▸ Provided material
** BEGIN **
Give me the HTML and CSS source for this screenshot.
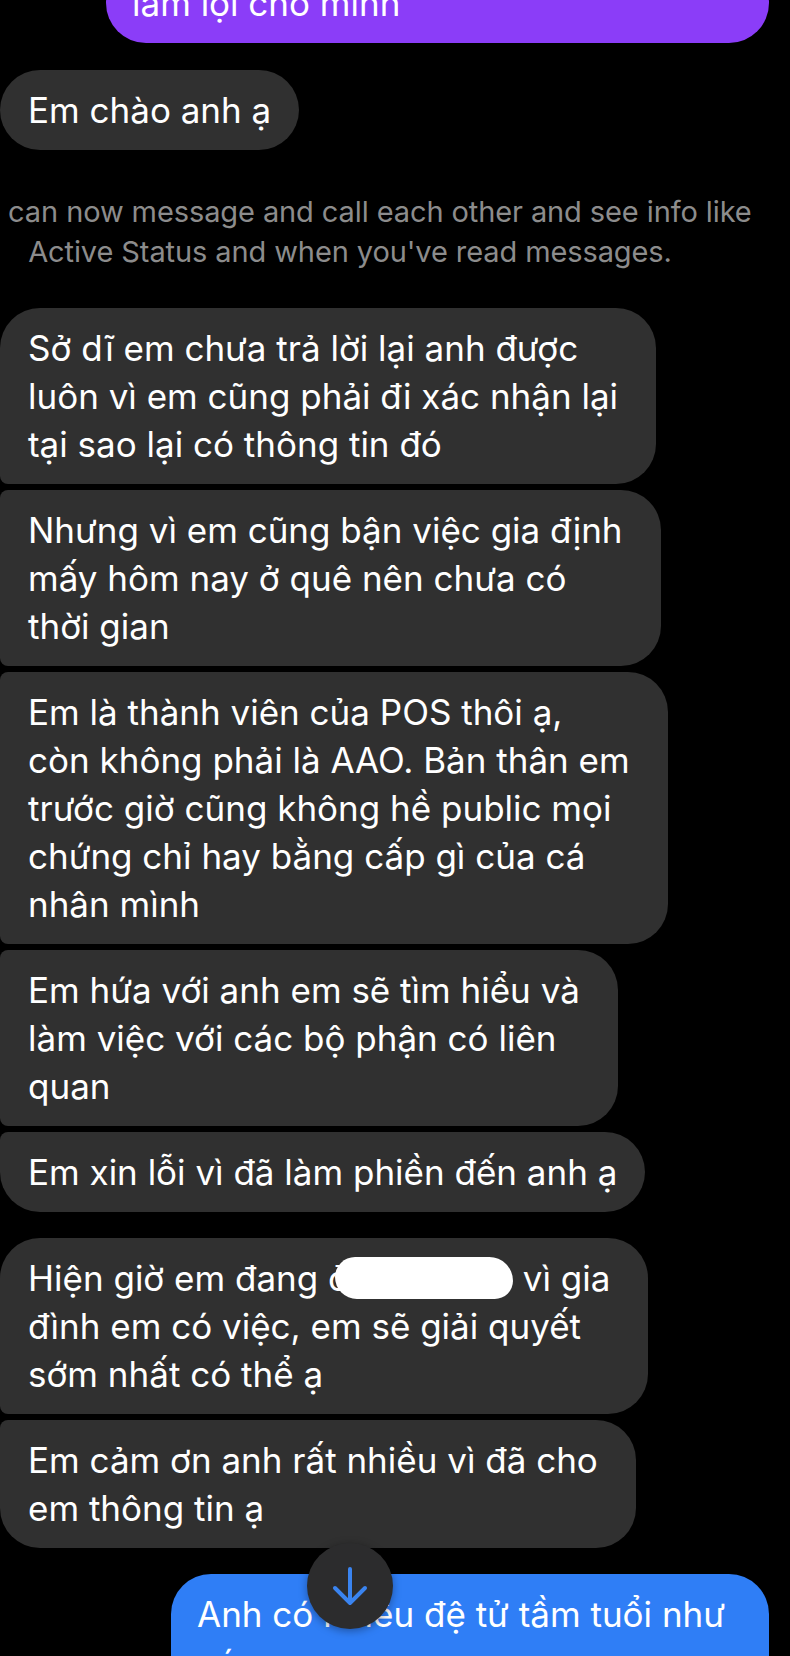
FILE: index.html
```html
<!DOCTYPE html>
<html lang="vi">
<head>
  <meta charset="UTF-8" />
  <meta name="viewport" content="width=device-width, initial-scale=1.0"/>
  <title>Messenger</title>
  <link rel="stylesheet" href="styles.css">
</head>
<body>

<main class="thread">
  <div class="row row-out">
    <div class="bubble bubble-purple first">làm lợi cho mình</div>
  </div>

  <div class="row row-in">
    <div class="bubble bubble-in solo one-line">Em chào anh ạ</div>
  </div>

  <p class="notice">You can now message and call each other and see info like<br>Active Status and when you've read messages.</p>

  <div class="group">
    <div class="bubble bubble-in top">Sở dĩ em chưa trả lời lại anh được<br>luôn vì em cũng phải đi xác nhận lại<br>tại sao lại có thông tin đó</div>
    <div class="bubble bubble-in mid">Nhưng vì em cũng bận việc gia định<br>mấy hôm nay ở quê nên chưa có<br>thời gian</div>
    <div class="bubble bubble-in mid">Em là thành viên của POS thôi ạ,<br>còn không phải là AAO. Bản thân em<br>trước giờ cũng không hề public mọi<br>chứng chỉ hay bằng cấp gì của cá<br>nhân mình</div>
    <div class="bubble bubble-in mid">Em hứa với anh em sẽ tìm hiểu và<br>làm việc với các bộ phận có liên<br>quan</div>
    <div class="bubble bubble-in bottom one-line">Em xin lỗi vì đã làm phiền đến anh ạ</div>
  </div>

  <div class="group">
    <div class="bubble bubble-in top">Hiện giờ em đang ở<span class="redact"></span> vì gia<br>đình em có việc, em sẽ giải quyết<br>sớm nhất có thể ạ</div>
    <div class="bubble bubble-in bottom">Em cảm ơn anh rất nhiều vì đã cho<br>em thông tin ạ</div>
  </div>

  <div class="row row-out last-row">
    <div class="bubble bubble-blue">Anh có nhiều đệ tử tầm tuổi như<br>các em</div>
    <button class="scroll-down" aria-label="Scroll to latest">
      <svg width="86" height="86" viewBox="0 0 86 86">
        <path d="M43 26 L43 60 M28 45 L43 60 L58 45" fill="none" stroke="#3a84f0" stroke-width="4" stroke-linecap="round" stroke-linejoin="round"/>
      </svg>
    </button>
  </div>
</main>

</body>
</html>
```

FILE: styles.css
```css
:root {
  --bg: #000000;
  --incoming: #303030;
  --purple: #8b3df8;
  --blue: #2f7ef6;
  --muted: #8c8c8c;
}

* { margin: 0; padding: 0; box-sizing: border-box; }

html, body {
  background: var(--bg);
  color: #fff;
  font-family: 'Inter', 'Noto Sans', sans-serif;
  overflow: hidden;
}

.thread {
  display: flex;
  flex-direction: column;
  height: 1656px;
  overflow: hidden;
}

.row {
  display: flex;
}

.row-out {
  justify-content: flex-end;
  padding-right: 21px;
}

.row-in {
  justify-content: flex-start;
  margin-top: 27px;
}

.bubble {
  font-size: 35px;
  line-height: 48px;
  letter-spacing: 0;
  padding: 16px 38px 16px 28px;
  border-radius: 40px;
  white-space: nowrap;
  width: fit-content;
}

.bubble.one-line {
  padding-right: 28px;
}

.bubble-in {
  background: var(--incoming);
}

.bubble-purple {
  background: var(--purple);
  width: 663px;
  padding-left: 26px;
}

.first {
  margin-top: -37px;
}

.bubble-blue {
  background: var(--blue);
  width: 598px;
  padding-left: 26px;
  padding-bottom: 40px;
}

.group {
  display: flex;
  flex-direction: column;
  gap: 6px;
  margin-top: 36px;
}

.group + .group {
  margin-top: 26px;
}

.top { border-radius: 40px 40px 40px 8px; }
.mid { border-radius: 8px 40px 40px 8px; }
.bottom { border-radius: 8px 40px 40px 40px; }

.notice {
  margin: 42px 0 0 -90px;
  width: 880px;
  text-align: center;
  font-size: 29px;
  line-height: 40px;
  color: var(--muted);
  letter-spacing: -0.1px;
}

.redact {
  display: inline-block;
  width: 178px;
  height: 42px;
  margin-left: -14px;
  vertical-align: -8px;
  background: #fff;
  border-radius: 22px 26px 20px 24px;
}

.last-row {
  position: relative;
  margin-top: 26px;
}

.scroll-down {
  position: absolute;
  top: -31px;
  left: 307px;
  width: 86px;
  height: 86px;
  border: none;
  border-radius: 50%;
  background: #2c2c2d;
  box-shadow: 0 2px 8px rgba(0,0,0,0.35);
  display: flex;
  align-items: center;
  justify-content: center;
}
```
** END **
▸ What you will do
Reproduce every line of the material precisely, omitting its pictures.

▸ Expected answer
Give me the HTML and CSS source for this screenshot.
FILE: index.html
```html
<!DOCTYPE html>
<html lang="vi">
<head>
  <meta charset="UTF-8" />
  <meta name="viewport" content="width=device-width, initial-scale=1.0"/>
  <title>Messenger</title>
  <link rel="stylesheet" href="styles.css">
</head>
<body>

<main class="thread">
  <div class="row row-out">
    <div class="bubble bubble-purple first">làm lợi cho mình</div>
  </div>

  <div class="row row-in">
    <div class="bubble bubble-in solo one-line">Em chào anh ạ</div>
  </div>

  <p class="notice">You can now message and call each other and see info like<br>Active Status and when you've read messages.</p>

  <div class="group">
    <div class="bubble bubble-in top">Sở dĩ em chưa trả lời lại anh được<br>luôn vì em cũng phải đi xác nhận lại<br>tại sao lại có thông tin đó</div>
    <div class="bubble bubble-in mid">Nhưng vì em cũng bận việc gia định<br>mấy hôm nay ở quê nên chưa có<br>thời gian</div>
    <div class="bubble bubble-in mid">Em là thành viên của POS thôi ạ,<br>còn không phải là AAO. Bản thân em<br>trước giờ cũng không hề public mọi<br>chứng chỉ hay bằng cấp gì của cá<br>nhân mình</div>
    <div class="bubble bubble-in mid">Em hứa với anh em sẽ tìm hiểu và<br>làm việc với các bộ phận có liên<br>quan</div>
    <div class="bubble bubble-in bottom one-line">Em xin lỗi vì đã làm phiền đến anh ạ</div>
  </div>

  <div class="group">
    <div class="bubble bubble-in top">Hiện giờ em đang ở<span class="redact"></span> vì gia<br>đình em có việc, em sẽ giải quyết<br>sớm nhất có thể ạ</div>
    <div class="bubble bubble-in bottom">Em cảm ơn anh rất nhiều vì đã cho<br>em thông tin ạ</div>
  </div>

  <div class="row row-out last-row">
    <div class="bubble bubble-blue">Anh có nhiều đệ tử tầm tuổi như<br>các em</div>
    <button class="scroll-down" aria-label="Scroll to latest">
      <svg width="86" height="86" viewBox="0 0 86 86">
        <path d="M43 26 L43 60 M28 45 L43 60 L58 45" fill="none" stroke="#3a84f0" stroke-width="4" stroke-linecap="round" stroke-linejoin="round"/>
      </svg>
    </button>
  </div>
</main>

</body>
</html>
```

FILE: styles.css
```css
:root {
  --bg: #000000;
  --incoming: #303030;
  --purple: #8b3df8;
  --blue: #2f7ef6;
  --muted: #8c8c8c;
}

* { margin: 0; padding: 0; box-sizing: border-box; }

html, body {
  background: var(--bg);
  color: #fff;
  font-family: 'Inter', 'Noto Sans', sans-serif;
  overflow: hidden;
}

.thread {
  display: flex;
  flex-direction: column;
  height: 1656px;
  overflow: hidden;
}

.row {
  display: flex;
}

.row-out {
  justify-content: flex-end;
  padding-right: 21px;
}

.row-in {
  justify-content: flex-start;
  margin-top: 27px;
}

.bubble {
  font-size: 35px;
  line-height: 48px;
  letter-spacing: 0;
  padding: 16px 38px 16px 28px;
  border-radius: 40px;
  white-space: nowrap;
  width: fit-content;
}

.bubble.one-line {
  padding-right: 28px;
}

.bubble-in {
  background: var(--incoming);
}

.bubble-purple {
  background: var(--purple);
  width: 663px;
  padding-left: 26px;
}

.first {
  margin-top: -37px;
}

.bubble-blue {
  background: var(--blue);
  width: 598px;
  padding-left: 26px;
  padding-bottom: 40px;
}

.group {
  display: flex;
  flex-direction: column;
  gap: 6px;
  margin-top: 36px;
}

.group + .group {
  margin-top: 26px;
}

.top { border-radius: 40px 40px 40px 8px; }
.mid { border-radius: 8px 40px 40px 8px; }
.bottom { border-radius: 8px 40px 40px 40px; }

.notice {
  margin: 42px 0 0 -90px;
  width: 880px;
  text-align: center;
  font-size: 29px;
  line-height: 40px;
  color: var(--muted);
  letter-spacing: -0.1px;
}

.redact {
  display: inline-block;
  width: 178px;
  height: 42px;
  margin-left: -14px;
  vertical-align: -8px;
  background: #fff;
  border-radius: 22px 26px 20px 24px;
}

.last-row {
  position: relative;
  margin-top: 26px;
}

.scroll-down {
  position: absolute;
  top: -31px;
  left: 307px;
  width: 86px;
  height: 86px;
  border: none;
  border-radius: 50%;
  background: #2c2c2d;
  box-shadow: 0 2px 8px rgba(0,0,0,0.35);
  display: flex;
  align-items: center;
  justify-content: center;
}
```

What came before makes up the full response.